* WHAT YOU WILL DO
Each line containing the word "index" needs to be copied.

# START OF DATA SHOWN

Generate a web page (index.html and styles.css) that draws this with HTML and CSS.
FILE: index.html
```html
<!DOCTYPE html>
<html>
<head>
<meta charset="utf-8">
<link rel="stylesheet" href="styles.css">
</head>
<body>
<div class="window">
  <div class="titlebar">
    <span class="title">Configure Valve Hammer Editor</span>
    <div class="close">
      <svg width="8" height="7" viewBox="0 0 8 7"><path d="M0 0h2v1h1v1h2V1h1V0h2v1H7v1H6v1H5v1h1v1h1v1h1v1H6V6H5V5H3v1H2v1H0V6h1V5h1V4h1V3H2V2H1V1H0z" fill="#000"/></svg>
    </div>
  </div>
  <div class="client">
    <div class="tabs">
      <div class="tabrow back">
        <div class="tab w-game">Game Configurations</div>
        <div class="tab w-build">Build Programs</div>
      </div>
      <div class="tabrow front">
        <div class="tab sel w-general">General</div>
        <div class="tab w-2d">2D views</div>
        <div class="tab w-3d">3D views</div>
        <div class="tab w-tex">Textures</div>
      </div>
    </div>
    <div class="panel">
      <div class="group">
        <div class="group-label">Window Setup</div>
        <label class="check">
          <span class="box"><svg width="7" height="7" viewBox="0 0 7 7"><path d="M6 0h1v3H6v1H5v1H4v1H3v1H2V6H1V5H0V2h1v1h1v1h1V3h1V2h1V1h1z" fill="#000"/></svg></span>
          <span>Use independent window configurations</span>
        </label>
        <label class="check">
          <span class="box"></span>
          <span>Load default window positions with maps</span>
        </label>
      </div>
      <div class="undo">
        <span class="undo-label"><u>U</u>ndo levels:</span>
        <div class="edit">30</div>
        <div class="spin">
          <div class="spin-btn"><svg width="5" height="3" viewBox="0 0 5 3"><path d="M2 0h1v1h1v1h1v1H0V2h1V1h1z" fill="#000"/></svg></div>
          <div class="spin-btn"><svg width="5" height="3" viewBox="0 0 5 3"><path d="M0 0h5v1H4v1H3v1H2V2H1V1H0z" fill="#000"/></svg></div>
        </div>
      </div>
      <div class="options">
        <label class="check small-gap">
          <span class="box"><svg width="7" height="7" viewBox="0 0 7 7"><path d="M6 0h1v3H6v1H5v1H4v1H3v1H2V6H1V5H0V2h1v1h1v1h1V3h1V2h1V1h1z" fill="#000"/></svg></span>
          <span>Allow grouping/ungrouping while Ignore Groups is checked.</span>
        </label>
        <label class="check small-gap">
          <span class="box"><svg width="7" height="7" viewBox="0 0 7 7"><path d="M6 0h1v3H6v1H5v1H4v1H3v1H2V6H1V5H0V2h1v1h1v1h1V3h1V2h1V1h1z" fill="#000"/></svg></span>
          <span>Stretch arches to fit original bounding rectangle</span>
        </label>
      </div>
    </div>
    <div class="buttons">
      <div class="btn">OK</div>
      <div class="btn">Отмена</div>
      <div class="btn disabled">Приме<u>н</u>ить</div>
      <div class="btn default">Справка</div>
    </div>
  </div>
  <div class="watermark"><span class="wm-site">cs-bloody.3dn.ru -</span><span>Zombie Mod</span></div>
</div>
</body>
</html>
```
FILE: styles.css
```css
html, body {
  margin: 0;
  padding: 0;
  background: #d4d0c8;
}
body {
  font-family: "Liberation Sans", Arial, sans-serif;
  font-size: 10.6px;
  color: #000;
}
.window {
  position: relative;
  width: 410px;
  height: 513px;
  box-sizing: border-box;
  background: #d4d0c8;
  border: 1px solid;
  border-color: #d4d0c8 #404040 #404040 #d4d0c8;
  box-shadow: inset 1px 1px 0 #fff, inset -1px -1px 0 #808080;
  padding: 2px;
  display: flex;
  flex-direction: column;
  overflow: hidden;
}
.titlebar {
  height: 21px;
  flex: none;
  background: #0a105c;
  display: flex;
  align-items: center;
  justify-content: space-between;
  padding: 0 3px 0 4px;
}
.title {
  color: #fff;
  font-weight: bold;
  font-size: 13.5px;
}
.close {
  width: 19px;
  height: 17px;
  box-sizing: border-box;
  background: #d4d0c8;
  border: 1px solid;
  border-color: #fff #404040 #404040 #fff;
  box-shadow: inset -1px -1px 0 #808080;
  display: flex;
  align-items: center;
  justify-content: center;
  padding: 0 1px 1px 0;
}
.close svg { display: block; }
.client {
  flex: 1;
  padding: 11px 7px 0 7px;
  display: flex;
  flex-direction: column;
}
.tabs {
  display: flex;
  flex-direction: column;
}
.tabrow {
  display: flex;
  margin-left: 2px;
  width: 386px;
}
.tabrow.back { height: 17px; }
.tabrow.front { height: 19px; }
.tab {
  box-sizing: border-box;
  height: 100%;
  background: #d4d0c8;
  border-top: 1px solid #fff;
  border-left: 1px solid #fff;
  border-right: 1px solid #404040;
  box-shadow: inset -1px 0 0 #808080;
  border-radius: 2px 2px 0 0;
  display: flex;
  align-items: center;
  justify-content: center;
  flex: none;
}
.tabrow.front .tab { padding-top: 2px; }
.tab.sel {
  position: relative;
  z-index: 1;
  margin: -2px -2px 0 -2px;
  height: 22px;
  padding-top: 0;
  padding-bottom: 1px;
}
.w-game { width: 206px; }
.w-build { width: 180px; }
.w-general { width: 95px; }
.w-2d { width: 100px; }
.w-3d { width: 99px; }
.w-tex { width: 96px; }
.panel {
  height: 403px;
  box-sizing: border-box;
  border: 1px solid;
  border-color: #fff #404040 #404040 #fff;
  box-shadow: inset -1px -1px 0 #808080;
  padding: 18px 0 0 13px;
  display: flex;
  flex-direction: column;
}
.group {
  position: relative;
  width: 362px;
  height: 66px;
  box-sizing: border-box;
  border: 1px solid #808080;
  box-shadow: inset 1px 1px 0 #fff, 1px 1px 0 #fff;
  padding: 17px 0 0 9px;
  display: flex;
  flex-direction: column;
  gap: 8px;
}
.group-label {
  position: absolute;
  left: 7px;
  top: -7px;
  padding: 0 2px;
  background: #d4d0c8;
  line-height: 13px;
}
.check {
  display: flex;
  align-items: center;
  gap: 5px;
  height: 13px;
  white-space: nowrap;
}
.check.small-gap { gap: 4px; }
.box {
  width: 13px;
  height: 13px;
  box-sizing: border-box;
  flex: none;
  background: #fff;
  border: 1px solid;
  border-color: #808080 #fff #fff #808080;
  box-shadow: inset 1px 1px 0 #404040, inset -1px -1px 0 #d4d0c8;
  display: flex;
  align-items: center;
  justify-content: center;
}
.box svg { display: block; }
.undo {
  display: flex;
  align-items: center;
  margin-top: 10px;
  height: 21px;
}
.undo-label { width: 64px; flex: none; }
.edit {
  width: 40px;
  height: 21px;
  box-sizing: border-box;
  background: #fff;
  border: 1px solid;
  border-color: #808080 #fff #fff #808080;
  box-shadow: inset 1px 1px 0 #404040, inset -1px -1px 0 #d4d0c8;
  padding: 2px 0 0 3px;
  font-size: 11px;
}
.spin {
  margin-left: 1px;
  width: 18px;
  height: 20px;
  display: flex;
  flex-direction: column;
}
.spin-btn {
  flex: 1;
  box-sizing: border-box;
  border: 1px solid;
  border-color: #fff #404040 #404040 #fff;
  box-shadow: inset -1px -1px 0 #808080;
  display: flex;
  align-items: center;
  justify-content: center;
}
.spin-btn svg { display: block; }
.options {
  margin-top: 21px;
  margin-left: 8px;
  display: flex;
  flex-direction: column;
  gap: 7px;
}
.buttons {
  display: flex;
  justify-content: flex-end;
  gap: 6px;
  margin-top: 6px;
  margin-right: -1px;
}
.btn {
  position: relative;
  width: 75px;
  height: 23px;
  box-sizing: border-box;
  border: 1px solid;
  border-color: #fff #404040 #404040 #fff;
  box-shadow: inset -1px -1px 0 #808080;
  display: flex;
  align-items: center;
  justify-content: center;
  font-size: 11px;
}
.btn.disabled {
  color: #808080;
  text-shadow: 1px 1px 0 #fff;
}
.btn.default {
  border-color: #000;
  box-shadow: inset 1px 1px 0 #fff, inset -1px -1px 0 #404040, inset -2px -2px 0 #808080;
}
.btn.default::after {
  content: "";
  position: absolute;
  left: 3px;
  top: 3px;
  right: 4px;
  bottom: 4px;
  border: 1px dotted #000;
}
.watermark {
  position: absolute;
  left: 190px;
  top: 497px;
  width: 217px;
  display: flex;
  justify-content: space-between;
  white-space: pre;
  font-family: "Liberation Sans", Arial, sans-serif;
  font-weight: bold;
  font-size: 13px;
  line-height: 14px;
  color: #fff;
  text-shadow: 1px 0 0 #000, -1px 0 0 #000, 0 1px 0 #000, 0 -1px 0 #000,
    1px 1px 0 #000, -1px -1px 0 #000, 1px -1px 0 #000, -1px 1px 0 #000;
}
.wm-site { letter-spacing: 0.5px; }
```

# END OF DATA SHOWN

* EXERCISE OUTPUT
Generate a web page (index.html and styles.css) that draws this with HTML and CSS.
FILE: index.html
  z-index: 1;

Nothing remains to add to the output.